Collected data:

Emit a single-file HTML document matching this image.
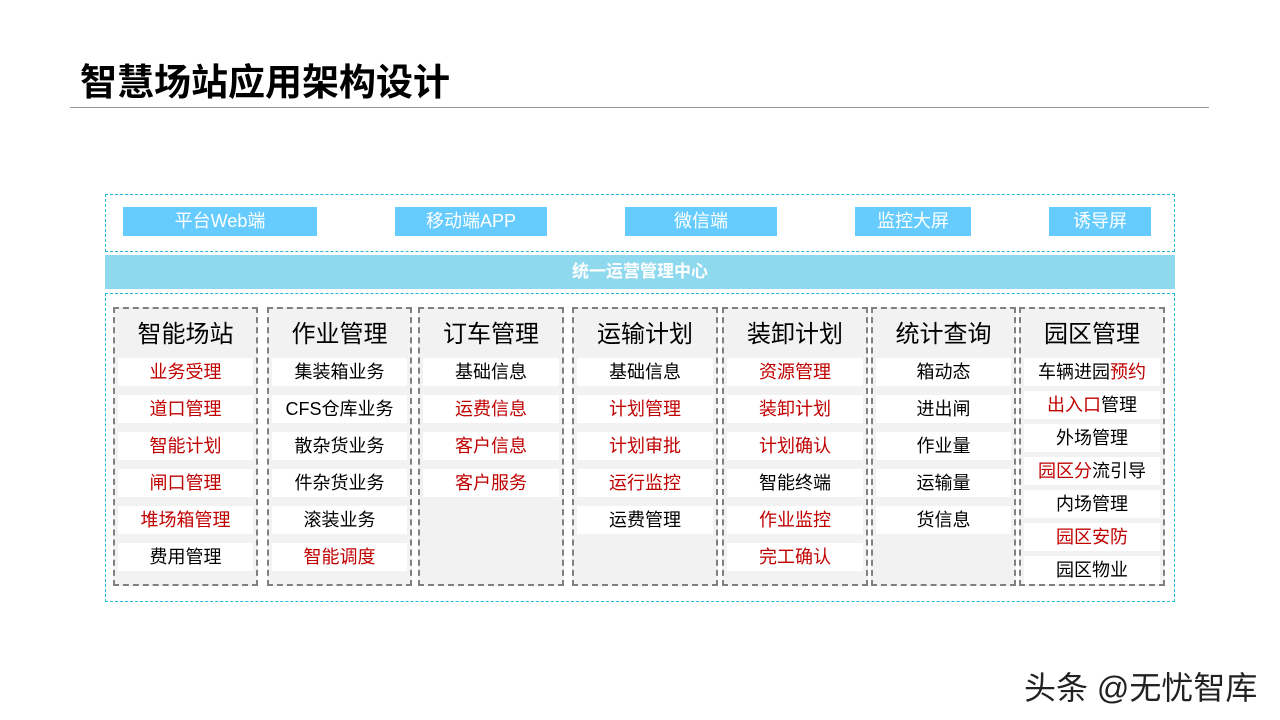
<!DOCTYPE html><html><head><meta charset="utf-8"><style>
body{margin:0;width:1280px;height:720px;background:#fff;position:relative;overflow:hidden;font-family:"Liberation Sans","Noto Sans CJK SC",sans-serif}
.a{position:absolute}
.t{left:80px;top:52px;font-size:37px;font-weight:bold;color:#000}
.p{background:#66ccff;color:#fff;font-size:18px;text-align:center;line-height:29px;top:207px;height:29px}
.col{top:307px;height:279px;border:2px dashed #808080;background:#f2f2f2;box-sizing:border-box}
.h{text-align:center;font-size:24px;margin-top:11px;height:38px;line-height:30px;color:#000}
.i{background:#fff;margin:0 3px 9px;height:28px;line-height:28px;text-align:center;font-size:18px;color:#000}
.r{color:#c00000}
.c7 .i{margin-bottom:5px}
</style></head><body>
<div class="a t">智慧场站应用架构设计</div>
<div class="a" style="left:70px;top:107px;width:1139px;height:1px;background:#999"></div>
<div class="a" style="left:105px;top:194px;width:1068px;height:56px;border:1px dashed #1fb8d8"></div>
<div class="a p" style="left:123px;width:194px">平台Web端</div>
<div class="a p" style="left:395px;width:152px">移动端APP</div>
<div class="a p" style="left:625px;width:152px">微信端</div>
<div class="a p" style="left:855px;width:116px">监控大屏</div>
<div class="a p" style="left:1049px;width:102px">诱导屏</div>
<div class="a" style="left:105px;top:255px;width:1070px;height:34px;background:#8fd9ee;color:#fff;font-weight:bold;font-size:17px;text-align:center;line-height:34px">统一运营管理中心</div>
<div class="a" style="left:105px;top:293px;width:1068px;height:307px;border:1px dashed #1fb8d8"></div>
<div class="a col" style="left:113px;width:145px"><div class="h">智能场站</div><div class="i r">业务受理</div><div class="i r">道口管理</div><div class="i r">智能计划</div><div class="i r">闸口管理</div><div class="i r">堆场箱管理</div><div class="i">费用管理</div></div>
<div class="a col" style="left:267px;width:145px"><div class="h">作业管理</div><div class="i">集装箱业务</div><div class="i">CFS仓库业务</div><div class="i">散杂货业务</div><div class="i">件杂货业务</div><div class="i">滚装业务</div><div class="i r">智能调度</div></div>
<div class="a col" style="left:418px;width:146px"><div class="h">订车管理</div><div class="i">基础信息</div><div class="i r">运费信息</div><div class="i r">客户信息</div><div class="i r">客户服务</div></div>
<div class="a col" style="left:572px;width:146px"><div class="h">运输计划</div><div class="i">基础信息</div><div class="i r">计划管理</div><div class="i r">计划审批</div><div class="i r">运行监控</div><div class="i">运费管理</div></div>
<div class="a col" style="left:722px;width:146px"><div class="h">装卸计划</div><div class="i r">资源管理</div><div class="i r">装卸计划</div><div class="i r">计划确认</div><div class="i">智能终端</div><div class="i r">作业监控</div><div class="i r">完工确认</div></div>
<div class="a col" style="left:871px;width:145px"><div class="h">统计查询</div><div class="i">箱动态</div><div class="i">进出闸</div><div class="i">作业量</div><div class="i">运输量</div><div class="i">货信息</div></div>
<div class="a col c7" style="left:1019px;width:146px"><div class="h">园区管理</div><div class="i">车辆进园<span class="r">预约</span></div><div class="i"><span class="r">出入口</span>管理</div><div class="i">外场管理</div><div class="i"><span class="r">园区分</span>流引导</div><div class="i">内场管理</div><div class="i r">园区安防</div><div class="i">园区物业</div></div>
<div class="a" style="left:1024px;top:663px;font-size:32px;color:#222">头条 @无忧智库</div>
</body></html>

Objective: Set down all the data again exactly as above, pictures excluded.

Answer to this problem:
Emit a single-file HTML document matching this image.
<!DOCTYPE html><html><head><meta charset="utf-8"><style>
body{margin:0;width:1280px;height:720px;background:#fff;position:relative;overflow:hidden;font-family:"Liberation Sans","Noto Sans CJK SC",sans-serif}
.a{position:absolute}
.t{left:80px;top:52px;font-size:37px;font-weight:bold;color:#000}
.p{background:#66ccff;color:#fff;font-size:18px;text-align:center;line-height:29px;top:207px;height:29px}
.col{top:307px;height:279px;border:2px dashed #808080;background:#f2f2f2;box-sizing:border-box}
.h{text-align:center;font-size:24px;margin-top:11px;height:38px;line-height:30px;color:#000}
.i{background:#fff;margin:0 3px 9px;height:28px;line-height:28px;text-align:center;font-size:18px;color:#000}
.r{color:#c00000}
.c7 .i{margin-bottom:5px}
</style></head><body>
<div class="a t">智慧场站应用架构设计</div>
<div class="a" style="left:70px;top:107px;width:1139px;height:1px;background:#999"></div>
<div class="a" style="left:105px;top:194px;width:1068px;height:56px;border:1px dashed #1fb8d8"></div>
<div class="a p" style="left:123px;width:194px">平台Web端</div>
<div class="a p" style="left:395px;width:152px">移动端APP</div>
<div class="a p" style="left:625px;width:152px">微信端</div>
<div class="a p" style="left:855px;width:116px">监控大屏</div>
<div class="a p" style="left:1049px;width:102px">诱导屏</div>
<div class="a" style="left:105px;top:255px;width:1070px;height:34px;background:#8fd9ee;color:#fff;font-weight:bold;font-size:17px;text-align:center;line-height:34px">统一运营管理中心</div>
<div class="a" style="left:105px;top:293px;width:1068px;height:307px;border:1px dashed #1fb8d8"></div>
<div class="a col" style="left:113px;width:145px"><div class="h">智能场站</div><div class="i r">业务受理</div><div class="i r">道口管理</div><div class="i r">智能计划</div><div class="i r">闸口管理</div><div class="i r">堆场箱管理</div><div class="i">费用管理</div></div>
<div class="a col" style="left:267px;width:145px"><div class="h">作业管理</div><div class="i">集装箱业务</div><div class="i">CFS仓库业务</div><div class="i">散杂货业务</div><div class="i">件杂货业务</div><div class="i">滚装业务</div><div class="i r">智能调度</div></div>
<div class="a col" style="left:418px;width:146px"><div class="h">订车管理</div><div class="i">基础信息</div><div class="i r">运费信息</div><div class="i r">客户信息</div><div class="i r">客户服务</div></div>
<div class="a col" style="left:572px;width:146px"><div class="h">运输计划</div><div class="i">基础信息</div><div class="i r">计划管理</div><div class="i r">计划审批</div><div class="i r">运行监控</div><div class="i">运费管理</div></div>
<div class="a col" style="left:722px;width:146px"><div class="h">装卸计划</div><div class="i r">资源管理</div><div class="i r">装卸计划</div><div class="i r">计划确认</div><div class="i">智能终端</div><div class="i r">作业监控</div><div class="i r">完工确认</div></div>
<div class="a col" style="left:871px;width:145px"><div class="h">统计查询</div><div class="i">箱动态</div><div class="i">进出闸</div><div class="i">作业量</div><div class="i">运输量</div><div class="i">货信息</div></div>
<div class="a col c7" style="left:1019px;width:146px"><div class="h">园区管理</div><div class="i">车辆进园<span class="r">预约</span></div><div class="i"><span class="r">出入口</span>管理</div><div class="i">外场管理</div><div class="i"><span class="r">园区分</span>流引导</div><div class="i">内场管理</div><div class="i r">园区安防</div><div class="i">园区物业</div></div>
<div class="a" style="left:1024px;top:663px;font-size:32px;color:#222">头条 @无忧智库</div>
</body></html>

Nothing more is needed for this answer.